Ante la crisis mundial, el Consejo de Seguridad deja de lado el conflicto del Sáhara
El Consejo de Seguridad de la Organización de Naciones Unidas (ONU) ha discutido este jueves pasado un informe del secretario general Antonio Guterres sobre el proceso de negociaciones en curso para resolver definitivamente el conflicto del Sáhara Occidental. La opinión generalizada de los dirigentes de los países miembros del Consejo es que se trata de un conflicto secundario, marginal y que debe resolverse en base a negociaciones cuatripartitas entre las partes, los tres Gobiernos involucrados, de Marruecos, Argelia y Mauritania, y el movimiento Frente Polisario, que representa la población refugiada en los campamentos argelinos de Tinduf. Ya se han realizado dos reuniones en 2018 y 2019, y Antonio Guterres quiere una nueva para este año.
Por otra parte, el mismo jueves Guterres convocaba por videoconferencia a los miembros del Consejo para abordar la crisis mundial generada por el coronavirus. Esta es en realidad la preocupación principal de todos los países, y el nudo estratégico clave al que se enfrenta la ONU y su órgano ejecutivo máximo, el Consejo de Seguridad.
El Frente Polisario, que no estaba presente en el debate del Consejo, pero que hizo conocer su posición a través de Sudáfrica, miembro no permanente de los 15, alega que el derecho de autodeterminación es inalienable y que no renunciará al mismo.
Tras los discursos repetitivos e inanes de dos de las cuatro partes que deben negociar, Argelia y el Polisario, se esconde una amarga realidad. La pandemia mundial está haciendo comprender a la población saharaui refugiada en Tinduf, que se encuentra atrapada en una ratonera. La falta de medios sanitarios básicos, el hambre y la desnutrición provocan en ella el pánico a que una casi inevitable extensión del contagio de la COVID-19 en los campos de refugiados acabe en una hecatombe y diezme inexorablemente a sus habitantes. De Tinduf no se puede salir, las fronteras están cerradas, y Argelia no tiene capacidad para absorber los miles de contagiados que necesitarán atención hospitalaria y cuidados intensivos.
En estas ultimas semanas de extensión de la pandemia, los dirigentes del Polisario no han hecho ninguna mención a sus consecuencias.
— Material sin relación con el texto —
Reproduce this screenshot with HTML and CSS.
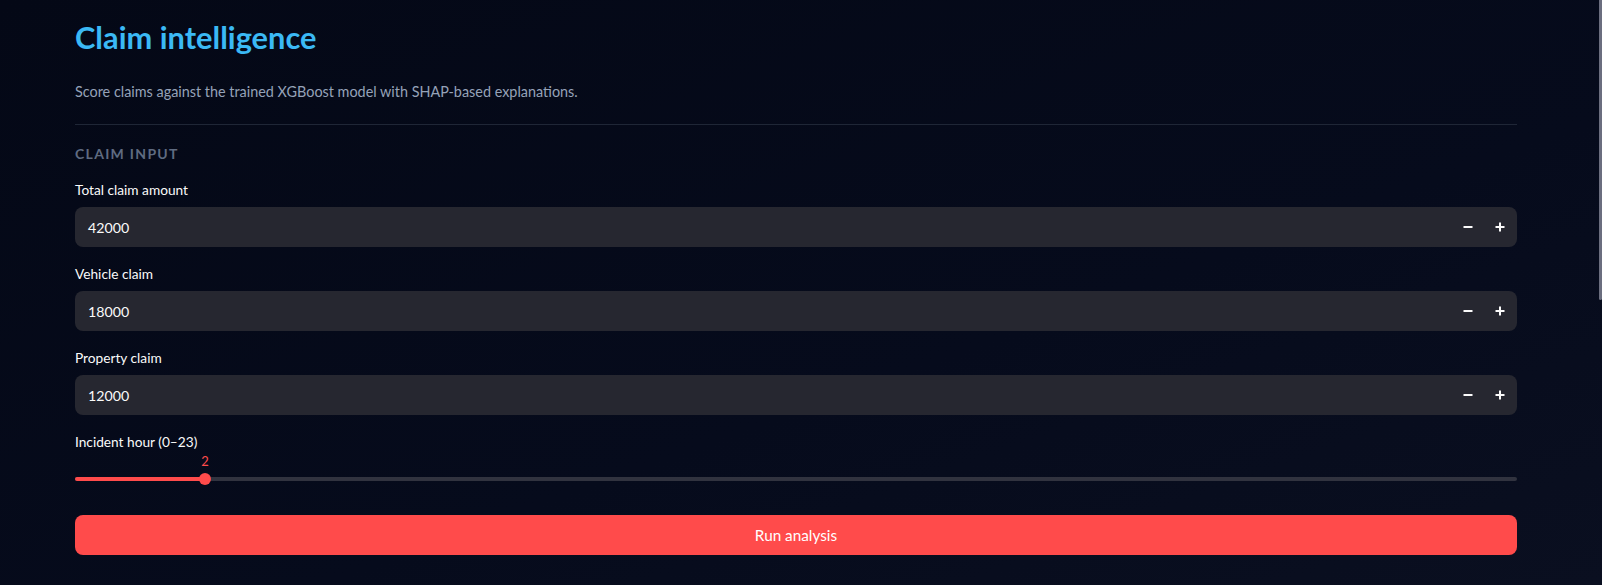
FILE: index.html
```html
<!DOCTYPE html>
<html>
<head>
<meta charset="utf-8">
<link rel="stylesheet" href="styles.css">
</head>
<body>
<div class="app">
  <main class="main">
    <h1 class="title">Claim intelligence</h1>
    <p class="subtitle">Score claims against the trained XGBoost model with SHAP-based explanations.</p>
    <hr class="divider">
    <div class="section">CLAIM INPUT</div>

    <div class="field">
      <label class="label">Total claim amount</label>
      <div class="numinput">
        <span class="value">42000</span>
        <span class="steps">
          <span class="step"><svg width="10" height="10" viewBox="0 0 10 10"><rect x="0.5" y="4" width="9" height="2" fill="#fafafa"/></svg></span>
          <span class="step"><svg width="10" height="10" viewBox="0 0 10 10"><rect x="0.5" y="4" width="9" height="2" fill="#fafafa"/><rect x="4" y="0.5" width="2" height="9" fill="#fafafa"/></svg></span>
        </span>
      </div>
    </div>

    <div class="field">
      <label class="label">Vehicle claim</label>
      <div class="numinput">
        <span class="value">18000</span>
        <span class="steps">
          <span class="step"><svg width="10" height="10" viewBox="0 0 10 10"><rect x="0.5" y="4" width="9" height="2" fill="#fafafa"/></svg></span>
          <span class="step"><svg width="10" height="10" viewBox="0 0 10 10"><rect x="0.5" y="4" width="9" height="2" fill="#fafafa"/><rect x="4" y="0.5" width="2" height="9" fill="#fafafa"/></svg></span>
        </span>
      </div>
    </div>

    <div class="field">
      <label class="label">Property claim</label>
      <div class="numinput">
        <span class="value">12000</span>
        <span class="steps">
          <span class="step"><svg width="10" height="10" viewBox="0 0 10 10"><rect x="0.5" y="4" width="9" height="2" fill="#fafafa"/></svg></span>
          <span class="step"><svg width="10" height="10" viewBox="0 0 10 10"><rect x="0.5" y="4" width="9" height="2" fill="#fafafa"/><rect x="4" y="0.5" width="2" height="9" fill="#fafafa"/></svg></span>
        </span>
      </div>
    </div>

    <div class="field">
      <label class="label slider-label">Incident hour (0–23)</label>
      <div class="slider">
        <div class="track">
          <div class="fill" style="width: 130px"></div>
          <div class="thumb" style="left: 130px"><span class="thumb-val">2</span></div>
        </div>
      </div>
    </div>

    <button class="run">Run analysis</button>
  </main>
  <div class="scrollthumb"></div>
</div>
</body>
</html>
```

FILE: styles.css
```css
* { box-sizing: border-box; }
html, body { margin: 0; padding: 0; }
body {
  width: 1602px;
  height: 585px;
  overflow: hidden;
  background: linear-gradient(160deg, #040816 0%, #060b1c 60%, #0a0f20 100%);
  font-family: "Lato", "Noto Sans", sans-serif;
  color: #fafafa;
}
.app { position: relative; height: 585px; }
.main {
  width: 1442px;
  margin-left: 75px;
  padding-top: 18px;
  display: flex;
  flex-direction: column;
}
.title {
  margin: 0;
  font-size: 30.8px;
  font-weight: 700;
  color: #3bb9f4;
  line-height: 40px;
}
.subtitle {
  margin: 24px 0 0 0;
  font-size: 14.4px;
  line-height: 20px;
  color: #95a2b8;
}
.divider {
  margin: 22px 0 0 0;
  border: 0;
  height: 1px;
  background: #1f2636;
  width: 100%;
}
.section {
  margin-top: 20px;
  font-size: 14px;
  font-weight: 700;
  letter-spacing: 1.3px;
  color: #5f6b81;
  line-height: 18px;
}
.field { display: flex; flex-direction: column; margin-top: 18px; }
.label {
  font-size: 13.7px;
  line-height: 18px;
  color: #fafafa;
  margin-bottom: 8px;
}
.numinput {
  height: 40px;
  background: #262730;
  border-radius: 8px;
  display: flex;
  align-items: center;
  justify-content: space-between;
  padding: 0 1px 0 13px;
}
.value { font-size: 14.2px; color: #fafafa; }
.steps { display: flex; height: 100%; }
.step {
  width: 32px;
  display: flex;
  align-items: center;
  justify-content: center;
}
.step svg { display: block; }
.slider-label { margin-bottom: 0; }
.slider { height: 40px; position: relative; }
.track {
  position: absolute;
  left: 0; right: 0;
  top: 26px;
  height: 4px;
  border-radius: 2px;
  background: #31333f;
}
.fill {
  position: absolute;
  left: 0; top: 0; bottom: 0;
  background: #ff4b4b;
  border-radius: 2px;
}
.thumb {
  position: absolute;
  top: -4px;
  width: 12px;
  height: 12px;
  margin-left: -6px;
  border-radius: 50%;
  background: #ff4b4b;
}
.thumb-val {
  position: absolute;
  top: -18px;
  left: 50%;
  transform: translateX(-50%);
  font-size: 13px;
  line-height: 13px;
  color: #ff4b4b;
}
.run {
  margin-top: 24px;
  height: 40px;
  width: 100%;
  border: 0;
  border-radius: 8px;
  background: #ff4b4b;
  color: #ffffff;
  font-family: inherit;
  font-size: 15.3px;
}
.scrollthumb {
  position: absolute;
  right: 0;
  top: 0;
  width: 3px;
  height: 300px;
  background: #6b6e7f;
  border-radius: 0 0 2px 2px;
}
```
Ellos, en caso de síntomas graves, podrán ser atendidos por los hospitales argelinos, y hasta por Cuba si fletan un avión medicalizado desde Tinduf a La Habana, pero la población de los campos deberá hacer frente con sus medios a la mortífera enfermedad. En cuanto a los ‘funcionarios’, estudiantes, negociantes y profesionales en el entorno del Polisario, que en todo el mundo suman varios miles repartidos entre los países y sus delegaciones, la crisis les ha cogido en los países de residencia, donde podrán ser atendidos como las poblaciones locales.
También los saharauis que habitan en el territorio serán afectados por la pandemia, pero tendrán la misma atención que el resto de ciudadanos en el sistema sanitario marroquí, que se prepara para hacer frente a la avalancha de la COVID-19.
El Polisario enarbola una serie de derechos que han formado parte del bagaje reivindicativo en el mundo desde el final de la Segunda Guerra Mundial, que condujo a la descolonización de África. Pero antes que esos ‘derechos’ se encuentra la propia supervivencia de las poblaciones. El derecho principal de cualquier saharaui, europeo, africano o ciudadano del mundo es el de vivir, y no el tener una bandera, una lengua o una creencia particular. Y en este momento, es este derecho el que está en peligro. Argelia, Marruecos, Mauritania y el Polisario deberían concluir y firmar un gran acuerdo para que, una vez concluida la emergencia sanitaria, diseñar una solución territorial, autonómica, integradora y respetuosa de la idiosincrasia de cada una de las poblaciones que componen el mosaico norteafricano. El acuerdo se puede alcanzar ya, y su aplicación se hará realidad una vez abiertas las fronteras.